Historically, MWG first ran on an early computer that was built specifically for it, called MANIAC I. Metropolis discarded the first 16 iterations as burn-in, and updated an additional 48-64 iterations, which required 4-5 hours on MANIAC I.
Roberts and Rosenthal (2007) introduced an adaptive version of Metropolis-within-Gibbs, called Adaptive Metropolis-within-Gibbs (AMWG). Bai (2009) extended this to the Adaptive Directional Metropolis-within-Gibbs (ADMG) algorithm.

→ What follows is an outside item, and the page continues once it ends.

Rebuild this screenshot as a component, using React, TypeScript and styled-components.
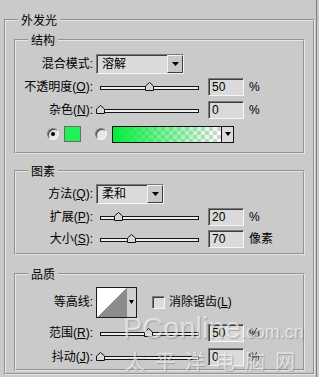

The advantage of MWG over the multivariate version, RWM, is that it is more efficient with information per iteration, so convergence is faster in iterations. The disadvantages of MWG are that covariance is not included in proposals, and it is more time-consuming due to the evaluation of the model specification function for each parameter per iteration. As the number of parameters increases, and especially as model complexity increases, the run-time per iteration increases. Since fewer iterations are completed in a given time-interval, the possible amount of thinning is also at a disadvantage. MWG is non-adaptive, and is suitable as a final algorithm.
References
- Bai Y (2009). "An Adaptive Directional Metropolis-within-Gibbs Algorithm." Technical Report in Department of Statistics at the University of Toronto.
- Metropolis N, Rosenbluth A, MN R, Teller E (1953). "Equation of State Calculations by Fast Computing Machines." Journal of Chemical Physics, 21, 1087-1092.
- Roberts G, Rosenthal J (2007). "Coupling and Ergodicity of Adaptive Markov Chain Monte Carlo Algorithms." Journal of Applied Probability, 44, 458-475.
- Tierney L (1994). "Markov Chains for Exploring Posterior Distributions." The Annals of Statistics, 22(4), 1701-1762. With discussion and a rejoinder by the author.